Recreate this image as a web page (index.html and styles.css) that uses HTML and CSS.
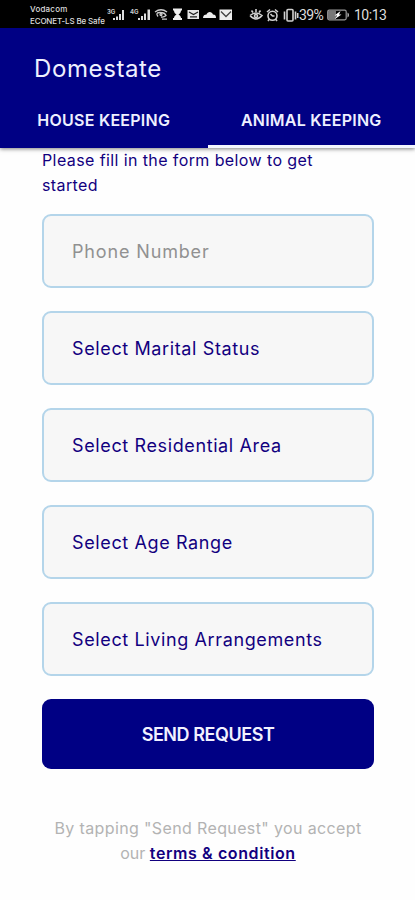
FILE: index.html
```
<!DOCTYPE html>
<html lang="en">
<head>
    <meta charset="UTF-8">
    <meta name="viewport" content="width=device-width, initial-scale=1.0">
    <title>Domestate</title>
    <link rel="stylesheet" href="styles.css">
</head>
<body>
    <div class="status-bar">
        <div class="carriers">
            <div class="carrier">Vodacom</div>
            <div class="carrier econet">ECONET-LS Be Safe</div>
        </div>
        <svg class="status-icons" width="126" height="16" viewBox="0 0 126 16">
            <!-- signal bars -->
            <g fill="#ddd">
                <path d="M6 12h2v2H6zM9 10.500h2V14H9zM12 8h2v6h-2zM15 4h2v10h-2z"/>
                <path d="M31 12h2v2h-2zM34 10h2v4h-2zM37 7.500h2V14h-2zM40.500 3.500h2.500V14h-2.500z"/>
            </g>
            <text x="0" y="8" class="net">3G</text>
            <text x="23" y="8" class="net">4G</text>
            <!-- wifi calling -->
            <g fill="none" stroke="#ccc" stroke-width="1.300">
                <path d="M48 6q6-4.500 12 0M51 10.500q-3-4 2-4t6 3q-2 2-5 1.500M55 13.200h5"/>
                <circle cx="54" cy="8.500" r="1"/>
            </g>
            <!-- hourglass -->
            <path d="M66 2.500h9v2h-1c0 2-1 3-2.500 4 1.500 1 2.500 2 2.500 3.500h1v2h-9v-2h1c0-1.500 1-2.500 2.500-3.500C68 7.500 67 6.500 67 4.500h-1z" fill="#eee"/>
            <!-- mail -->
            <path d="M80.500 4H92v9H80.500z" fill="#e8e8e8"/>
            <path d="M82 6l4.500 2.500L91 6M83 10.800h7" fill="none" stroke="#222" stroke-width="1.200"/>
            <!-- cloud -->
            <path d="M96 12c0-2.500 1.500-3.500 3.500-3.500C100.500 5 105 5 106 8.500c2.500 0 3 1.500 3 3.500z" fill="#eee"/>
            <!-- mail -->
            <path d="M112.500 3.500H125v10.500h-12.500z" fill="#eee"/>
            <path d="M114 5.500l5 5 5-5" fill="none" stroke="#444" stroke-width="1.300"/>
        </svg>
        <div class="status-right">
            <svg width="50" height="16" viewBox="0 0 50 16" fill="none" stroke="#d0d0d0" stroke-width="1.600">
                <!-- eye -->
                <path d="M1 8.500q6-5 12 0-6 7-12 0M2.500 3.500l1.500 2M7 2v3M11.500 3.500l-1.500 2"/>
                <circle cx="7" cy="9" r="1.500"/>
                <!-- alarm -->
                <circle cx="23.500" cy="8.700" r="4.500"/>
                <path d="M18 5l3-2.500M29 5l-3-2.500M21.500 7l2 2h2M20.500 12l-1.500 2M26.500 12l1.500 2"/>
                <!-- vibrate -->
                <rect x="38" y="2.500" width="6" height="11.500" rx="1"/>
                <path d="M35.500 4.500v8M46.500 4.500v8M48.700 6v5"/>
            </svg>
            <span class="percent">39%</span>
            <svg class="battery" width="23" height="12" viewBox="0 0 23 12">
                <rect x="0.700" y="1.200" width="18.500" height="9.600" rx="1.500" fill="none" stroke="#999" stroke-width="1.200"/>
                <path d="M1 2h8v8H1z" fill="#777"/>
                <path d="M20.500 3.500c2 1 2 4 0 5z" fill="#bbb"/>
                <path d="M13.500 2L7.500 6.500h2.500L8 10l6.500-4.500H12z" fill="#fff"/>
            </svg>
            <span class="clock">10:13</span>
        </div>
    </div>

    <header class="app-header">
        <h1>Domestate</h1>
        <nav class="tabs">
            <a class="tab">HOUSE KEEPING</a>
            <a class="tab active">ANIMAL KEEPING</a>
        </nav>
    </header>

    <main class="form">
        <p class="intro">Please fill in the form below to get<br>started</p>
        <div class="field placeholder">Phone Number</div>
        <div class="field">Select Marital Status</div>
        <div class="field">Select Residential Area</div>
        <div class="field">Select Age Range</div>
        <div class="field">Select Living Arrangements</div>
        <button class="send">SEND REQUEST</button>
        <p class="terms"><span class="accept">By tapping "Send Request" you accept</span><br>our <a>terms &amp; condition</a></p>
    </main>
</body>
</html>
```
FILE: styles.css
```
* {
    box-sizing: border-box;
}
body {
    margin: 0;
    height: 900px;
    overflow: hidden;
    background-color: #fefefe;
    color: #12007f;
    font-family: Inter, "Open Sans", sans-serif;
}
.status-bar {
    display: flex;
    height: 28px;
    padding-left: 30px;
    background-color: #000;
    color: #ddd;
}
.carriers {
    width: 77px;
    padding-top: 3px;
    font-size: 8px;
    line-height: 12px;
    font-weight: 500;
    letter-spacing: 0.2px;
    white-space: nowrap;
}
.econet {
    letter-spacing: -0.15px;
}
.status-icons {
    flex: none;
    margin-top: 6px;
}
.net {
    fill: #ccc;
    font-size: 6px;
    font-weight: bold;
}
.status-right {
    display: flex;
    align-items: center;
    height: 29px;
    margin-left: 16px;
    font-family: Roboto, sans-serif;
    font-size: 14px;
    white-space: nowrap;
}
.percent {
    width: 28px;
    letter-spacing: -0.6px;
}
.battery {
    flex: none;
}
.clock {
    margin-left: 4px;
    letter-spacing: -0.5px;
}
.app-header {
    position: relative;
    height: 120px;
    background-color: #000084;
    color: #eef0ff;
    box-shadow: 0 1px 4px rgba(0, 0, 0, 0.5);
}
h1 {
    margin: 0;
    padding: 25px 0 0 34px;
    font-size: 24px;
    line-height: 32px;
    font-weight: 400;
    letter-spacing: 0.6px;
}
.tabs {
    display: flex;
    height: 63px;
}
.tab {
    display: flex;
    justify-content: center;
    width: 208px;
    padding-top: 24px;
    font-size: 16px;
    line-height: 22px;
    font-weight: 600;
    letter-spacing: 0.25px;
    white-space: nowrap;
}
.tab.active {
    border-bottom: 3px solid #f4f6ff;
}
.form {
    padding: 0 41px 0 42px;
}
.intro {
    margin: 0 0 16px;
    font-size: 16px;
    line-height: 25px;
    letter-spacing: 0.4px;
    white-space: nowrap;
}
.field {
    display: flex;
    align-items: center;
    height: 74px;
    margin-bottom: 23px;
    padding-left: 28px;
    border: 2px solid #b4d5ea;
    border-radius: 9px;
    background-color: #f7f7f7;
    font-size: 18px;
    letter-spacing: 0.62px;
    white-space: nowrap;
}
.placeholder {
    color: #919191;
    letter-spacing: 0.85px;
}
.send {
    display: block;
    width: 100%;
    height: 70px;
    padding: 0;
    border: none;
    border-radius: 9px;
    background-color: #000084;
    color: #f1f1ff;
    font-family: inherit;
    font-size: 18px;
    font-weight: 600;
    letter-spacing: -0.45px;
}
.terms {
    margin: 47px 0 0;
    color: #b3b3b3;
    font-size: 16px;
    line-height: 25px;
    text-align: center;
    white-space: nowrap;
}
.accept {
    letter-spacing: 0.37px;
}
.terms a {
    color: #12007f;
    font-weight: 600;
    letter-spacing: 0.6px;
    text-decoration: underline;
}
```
--------------------
Job = Exclude the images and reproduce the remaining data exactly.

Output =
Recreate this image as a web page (index.html and styles.css) that uses HTML and CSS.
FILE: index.html
```
<!DOCTYPE html>
<html lang="en">
<head>
    <meta charset="UTF-8">
    <meta name="viewport" content="width=device-width, initial-scale=1.0">
    <title>Domestate</title>
    <link rel="stylesheet" href="styles.css">
</head>
<body>
    <div class="status-bar">
        <div class="carriers">
            <div class="carrier">Vodacom</div>
            <div class="carrier econet">ECONET-LS Be Safe</div>
        </div>
        <svg class="status-icons" width="126" height="16" viewBox="0 0 126 16">
            <!-- signal bars -->
            <g fill="#ddd">
                <path d="M6 12h2v2H6zM9 10.500h2V14H9zM12 8h2v6h-2zM15 4h2v10h-2z"/>
                <path d="M31 12h2v2h-2zM34 10h2v4h-2zM37 7.500h2V14h-2zM40.500 3.500h2.500V14h-2.500z"/>
            </g>
            <text x="0" y="8" class="net">3G</text>
            <text x="23" y="8" class="net">4G</text>
            <!-- wifi calling -->
            <g fill="none" stroke="#ccc" stroke-width="1.300">
                <path d="M48 6q6-4.500 12 0M51 10.500q-3-4 2-4t6 3q-2 2-5 1.500M55 13.200h5"/>
                <circle cx="54" cy="8.500" r="1"/>
            </g>
            <!-- hourglass -->
            <path d="M66 2.500h9v2h-1c0 2-1 3-2.500 4 1.500 1 2.500 2 2.500 3.500h1v2h-9v-2h1c0-1.500 1-2.500 2.500-3.500C68 7.500 67 6.500 67 4.500h-1z" fill="#eee"/>
            <!-- mail -->
            <path d="M80.500 4H92v9H80.500z" fill="#e8e8e8"/>
            <path d="M82 6l4.500 2.500L91 6M83 10.800h7" fill="none" stroke="#222" stroke-width="1.200"/>
            <!-- cloud -->
            <path d="M96 12c0-2.500 1.500-3.500 3.500-3.500C100.500 5 105 5 106 8.500c2.500 0 3 1.500 3 3.500z" fill="#eee"/>
            <!-- mail -->
            <path d="M112.500 3.500H125v10.500h-12.500z" fill="#eee"/>
            <path d="M114 5.500l5 5 5-5" fill="none" stroke="#444" stroke-width="1.300"/>
        </svg>
        <div class="status-right">
            <svg width="50" height="16" viewBox="0 0 50 16" fill="none" stroke="#d0d0d0" stroke-width="1.600">
                <!-- eye -->
                <path d="M1 8.500q6-5 12 0-6 7-12 0M2.500 3.500l1.500 2M7 2v3M11.500 3.500l-1.500 2"/>
                <circle cx="7" cy="9" r="1.500"/>
                <!-- alarm -->
                <circle cx="23.500" cy="8.700" r="4.500"/>
                <path d="M18 5l3-2.500M29 5l-3-2.500M21.500 7l2 2h2M20.500 12l-1.500 2M26.500 12l1.500 2"/>
                <!-- vibrate -->
                <rect x="38" y="2.500" width="6" height="11.500" rx="1"/>
                <path d="M35.500 4.500v8M46.500 4.500v8M48.700 6v5"/>
            </svg>
            <span class="percent">39%</span>
            <svg class="battery" width="23" height="12" viewBox="0 0 23 12">
                <rect x="0.700" y="1.200" width="18.500" height="9.600" rx="1.500" fill="none" stroke="#999" stroke-width="1.200"/>
                <path d="M1 2h8v8H1z" fill="#777"/>
                <path d="M20.500 3.500c2 1 2 4 0 5z" fill="#bbb"/>
                <path d="M13.500 2L7.500 6.500h2.500L8 10l6.500-4.500H12z" fill="#fff"/>
            </svg>
            <span class="clock">10:13</span>
        </div>
    </div>

    <header class="app-header">
        <h1>Domestate</h1>
        <nav class="tabs">
            <a class="tab">HOUSE KEEPING</a>
            <a class="tab active">ANIMAL KEEPING</a>
        </nav>
    </header>

    <main class="form">
        <p class="intro">Please fill in the form below to get<br>started</p>
        <div class="field placeholder">Phone Number</div>
        <div class="field">Select Marital Status</div>
        <div class="field">Select Residential Area</div>
        <div class="field">Select Age Range</div>
        <div class="field">Select Living Arrangements</div>
        <button class="send">SEND REQUEST</button>
        <p class="terms"><span class="accept">By tapping "Send Request" you accept</span><br>our <a>terms &amp; condition</a></p>
    </main>
</body>
</html>
```
FILE: styles.css
```
* {
    box-sizing: border-box;
}
body {
    margin: 0;
    height: 900px;
    overflow: hidden;
    background-color: #fefefe;
    color: #12007f;
    font-family: Inter, "Open Sans", sans-serif;
}
.status-bar {
    display: flex;
    height: 28px;
    padding-left: 30px;
    background-color: #000;
    color: #ddd;
}
.carriers {
    width: 77px;
    padding-top: 3px;
    font-size: 8px;
    line-height: 12px;
    font-weight: 500;
    letter-spacing: 0.2px;
    white-space: nowrap;
}
.econet {
    letter-spacing: -0.15px;
}
.status-icons {
    flex: none;
    margin-top: 6px;
}
.net {
    fill: #ccc;
    font-size: 6px;
    font-weight: bold;
}
.status-right {
    display: flex;
    align-items: center;
    height: 29px;
    margin-left: 16px;
    font-family: Roboto, sans-serif;
    font-size: 14px;
    white-space: nowrap;
}
.percent {
    width: 28px;
    letter-spacing: -0.6px;
}
.battery {
    flex: none;
}
.clock {
    margin-left: 4px;
    letter-spacing: -0.5px;
}
.app-header {
    position: relative;
    height: 120px;
    background-color: #000084;
    color: #eef0ff;
    box-shadow: 0 1px 4px rgba(0, 0, 0, 0.5);
}
h1 {
    margin: 0;
    padding: 25px 0 0 34px;
    font-size: 24px;
    line-height: 32px;
    font-weight: 400;
    letter-spacing: 0.6px;
}
.tabs {
    display: flex;
    height: 63px;
}
.tab {
    display: flex;
    justify-content: center;
    width: 208px;
    padding-top: 24px;
    font-size: 16px;
    line-height: 22px;
    font-weight: 600;
    letter-spacing: 0.25px;
    white-space: nowrap;
}
.tab.active {
    border-bottom: 3px solid #f4f6ff;
}
.form {
    padding: 0 41px 0 42px;
}
.intro {
    margin: 0 0 16px;
    font-size: 16px;
    line-height: 25px;
    letter-spacing: 0.4px;
    white-space: nowrap;
}
.field {
    display: flex;
    align-items: center;
    height: 74px;
    margin-bottom: 23px;
    padding-left: 28px;
    border: 2px solid #b4d5ea;
    border-radius: 9px;
    background-color: #f7f7f7;
    font-size: 18px;
    letter-spacing: 0.62px;
    white-space: nowrap;
}
.placeholder {
    color: #919191;
    letter-spacing: 0.85px;
}
.send {
    display: block;
    width: 100%;
    height: 70px;
    padding: 0;
    border: none;
    border-radius: 9px;
    background-color: #000084;
    color: #f1f1ff;
    font-family: inherit;
    font-size: 18px;
    font-weight: 600;
    letter-spacing: -0.45px;
}
.terms {
    margin: 47px 0 0;
    color: #b3b3b3;
    font-size: 16px;
    line-height: 25px;
    text-align: center;
    white-space: nowrap;
}
.accept {
    letter-spacing: 0.37px;
}
.terms a {
    color: #12007f;
    font-weight: 600;
    letter-spacing: 0.6px;
    text-decoration: underline;
}
```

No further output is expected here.